Dain reverently strung the charm around my neck while chanting her mantra and visibly sighed in relief , “You’re safe now,” she said as if she’d just performed a draining exorcism. “Remember this mantra,” she said. I repeated the words she had brought from the monk until I had memorized the ancient chant, ” Namo Bodhi Satho’, ‘Namo Bodhi Satho.’ We repeated the mantra together for several minutes in fervent prayer with hands folded over the amulet between us , pressed together in blessing.
I felt strangely relieved and said so. The tiny earthen figure of the revered Bodhisattva enclosed in an ingeniously constructed protective case, Luang Po Thuat, had surrounded me with his holy medium Dain explained. He would act as the intermediary between myself and the spirit world from this point on. “Just don’t take off the necklace,” she said pointedly. I had noticed that it was waterproofed. The monks amulet has been around my neck ever since the day it was hung around my neck by someone who cared deeply about my well-being.

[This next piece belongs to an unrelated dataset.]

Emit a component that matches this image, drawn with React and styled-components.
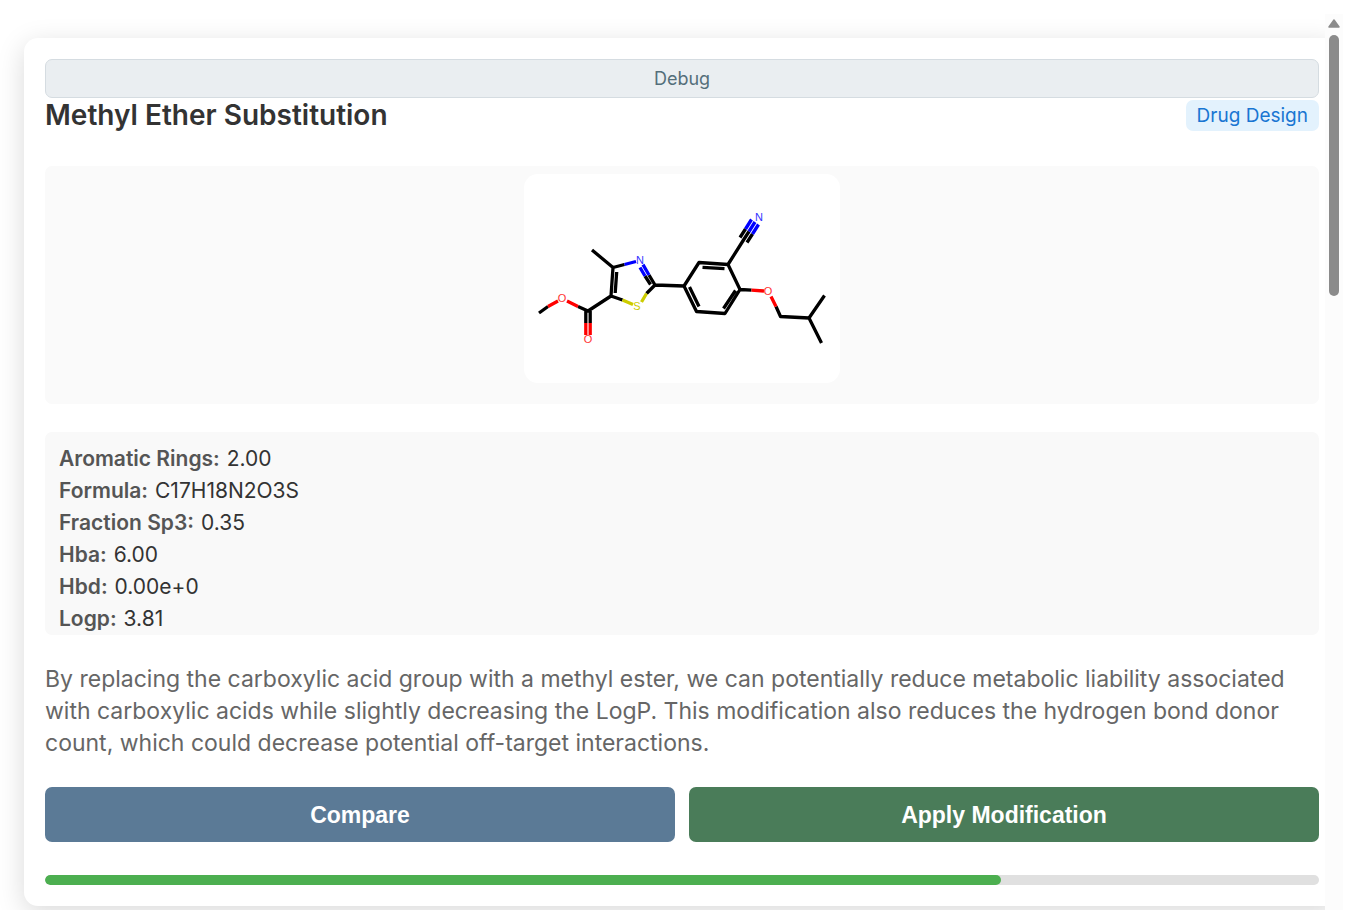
import React from "react";
import styled, { createGlobalStyle } from "styled-components";

const GlobalStyle = createGlobalStyle`
  *, *::before, *::after { box-sizing: border-box; }
  body {
    margin: 0;
    background: #ffffff;
    font-family: Inter, "Liberation Sans", sans-serif;
    color: #333333;
  }
`;

const Page = styled.div`
  display: flex;
  height: 100vh;
  padding-right: 19px;
  overflow: hidden;
`;

const Pane = styled.main`
  flex: 1;
  min-width: 0;
  padding: 38px 0 24px 24px;
  overflow: hidden;
`;

const ScrollTrack = styled.div`
  display: flex;
  flex-direction: column;
  align-items: center;
  width: 18px;
  margin-top: 14px;
  padding-top: 5px;
  gap: 7px;
  background: #fcfcfc;
`;

const ScrollThumb = styled.div`
  width: 10px;
  height: 261px;
  border-radius: 5px;
  background: #8b8b8b;
`;

const Card = styled.article`
  display: flex;
  flex-direction: column;
  margin-right: -15px;
  padding: 21px;
  border-radius: 14px;
  background: #ffffff;
  box-shadow: 0 7px 28px rgba(0, 0, 0, 0.15);
`;

const DebugButton = styled.button`
  height: 39px;
  padding: 0;
  border: 1px solid #d5dce1;
  border-radius: 7px;
  background: #eaeef1;
  color: #546e7a;
  font: 400 18px/24px Inter, sans-serif;
`;

const Header = styled.header`
  display: flex;
  align-items: center;
  justify-content: space-between;
  margin-bottom: 33px;
`;

const Title = styled.h3`
  margin: 0;
  font-size: 28px;
  line-height: 35px;
  font-weight: 600;
`;

const Badge = styled.span`
  padding: 3px 11px;
  border-radius: 7px;
  background: #e3f2fd;
  color: #1976d2;
  font-size: 19px;
  line-height: 25px;
`;

const Figure = styled.figure`
  display: flex;
  justify-content: center;
  margin: 0 0 28px;
  padding: 8px 0 21px;
  border-radius: 7px;
  background: #fafafa;
`;

const Structure = styled.svg`
  display: block;
  width: 316px;
  height: 209px;
  border-radius: 14px;
  background: #ffffff;
`;

const Properties = styled.dl`
  margin: 0 0 28px;
  padding: 11px 14px 0;
  border-radius: 7px;
  background: #f9f9f9;
  font-size: 21px;
  line-height: 32px;
`;

const Property = styled.div`
  display: flex;
  gap: 7px;
`;

const Term = styled.dt`
  color: #555555;
  font-weight: 600;
`;

const Value = styled.dd`
  margin: 0;
`;

const Description = styled.p`
  margin: 0 0 28px;
  color: #666666;
  font-size: 23px;
  line-height: 32px;
`;

const Actions = styled.div`
  display: flex;
  gap: 14px;
  margin-bottom: 33px;
`;

const ActionButton = styled.button`
  flex: 1;
  height: 55px;
  padding: 0;
  border: 0;
  border-radius: 7px;
  background: ${(p) => (p.$primary ? "#4a7c59" : "#5b7a96")};
  color: #ffffff;
  font: 700 23px/28px "Liberation Sans", Arial, sans-serif;
`;

const Progress = styled.div`
  height: 10px;
  border-radius: 5px;
  background: #e0e0e0;
  overflow: hidden;
`;

const ProgressFill = styled.div`
  height: 100%;
  border-radius: 5px;
  background: #4caf50;
`;

const properties = [
  ["Aromatic Rings", "2.00"],
  ["Formula", "C17H18N2O3S"],
  ["Fraction Sp3", "0.35"],
  ["Hba", "6.00"],
  ["Hbd", "0.00e+0"],
  ["Logp", "3.81"],
];

const bonds = [
  {
    color: "#000000",
    d: "M68 76L89 93.5L87 122L64 137L54 132.5M92.7 98L91.2 119M89 93.5L100.5 90.5M87 122L98.5 126M131 111L122.5 119.5M131 111L125 101M126.5 110.5L121 102M15 139L24 132.5M61.8 137V149M66.2 137V149M131 111L160 112L175 88.5L204 90.5L216 115.5L201 139.5L172.5 137.5L160 112M178.5 93.3L200.5 94.7M165.5 113L175 132.5M211.5 116.5L199.5 134.5M204 90.5L219.5 66L225 57.5M216 63.5L221.5 55M223 68.5L228.5 60M216 115.5L227.5 116.2M252 132.5L256.5 142.5L285 144L300.5 121.5M285 144L297.5 169",
  },
  {
    color: "#0000ff",
    d: "M100.5 90.5L112 87.5M125 101L119 90.7M121 102L116 93.5M225 57.5L231 48M221.5 55L227.5 45.5M228.5 60L234.5 50.5",
  },
  {
    color: "#ff0000",
    d: "M24 132.5L34 127M43 127L54 132.5M61.8 149V161M66.2 149V161M227.5 116.2L240 117M247 122.5L252 132.5",
  },
  { color: "#cccc00", d: "M98.5 126L109 130.5M122.5 119.5L117.5 128" },
];

const atoms = [
  { label: "N", x: 116, y: 90, color: "#3333ff" },
  { label: "S", x: 113, y: 136, color: "#cccc00" },
  { label: "O", x: 38, y: 128, color: "#ff3333" },
  { label: "O", x: 64, y: 169, color: "#ff3333" },
  { label: "N", x: 235, y: 47, color: "#3333ff" },
  { label: "O", x: 244, y: 121, color: "#ff3333" },
];

function Molecule() {
  return (
    <Structure viewBox="0 0 316 209" role="img" aria-label="Molecular structure">
      {bonds.map((b) => (
        <path
          key={b.color}
          d={b.d}
          stroke={b.color}
          strokeWidth="3.3"
          fill="none"
          strokeLinejoin="round"
        />
      ))}
      {atoms.map((a) => (
        <text
          key={`${a.x}-${a.y}`}
          x={a.x}
          y={a.y}
          fill={a.color}
          fontFamily="Liberation Sans, sans-serif"
          fontSize="11"
          textAnchor="middle"
        >
          {a.label}
        </text>
      ))}
    </Structure>
  );
}

export default function App() {
  const progress = 75;
  return (
    <>
      <GlobalStyle />
      <Page>
        <Pane>
          <Card>
            <DebugButton type="button">Debug</DebugButton>
            <Header>
              <Title>Methyl Ether Substitution</Title>
              <Badge>Drug Design</Badge>
            </Header>
            <Figure>
              <Molecule />
            </Figure>
            <Properties>
              {properties.map(([name, value]) => (
                <Property key={name}>
                  <Term>{name}:</Term>
                  <Value>{value}</Value>
                </Property>
              ))}
            </Properties>
            <Description>
              By replacing the carboxylic acid group with a methyl ester, we can potentially reduce metabolic
              liability associated with carboxylic acids while slightly decreasing the LogP. This modification
              also reduces the hydrogen bond donor count, which could decrease potential off-target
              interactions.
            </Description>
            <Actions>
              <ActionButton type="button">Compare</ActionButton>
              <ActionButton type="button" $primary>
                Apply Modification
              </ActionButton>
            </Actions>
            <Progress role="progressbar" aria-label="Progress" aria-valuenow={progress} aria-valuemin={0} aria-valuemax={100}>
              <ProgressFill style={{ width: `${progress}%` }} />
            </Progress>
          </Card>
        </Pane>
        <ScrollTrack aria-hidden="true">
          <svg width="12" height="9" viewBox="0 0 12 9">
            <path d="M6 1L11 8H1Z" fill="#8b8b8b" stroke="#8b8b8b" strokeWidth="1.5" strokeLinejoin="round" />
          </svg>
          <ScrollThumb />
        </ScrollTrack>
      </Page>
    </>
  );
}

The direction and context of my life is still a mystery and sometimes very strange, but this may be because everything I have done up to this point has been the product of the random influence of a spirit I had accepted as my personal guardian angel early in my naive youth. If I am finally in control of my own destiny I will need time to unwind the outcomes of what had been wrought in my other life by my trickster spirit guide in order to get on with a new path of my own choosing. I have not ceased to astral-travel nor can I close my mind to a world I know exists beside the one I see. Some day I will remove my Luang Po Thuat necklace, just not today.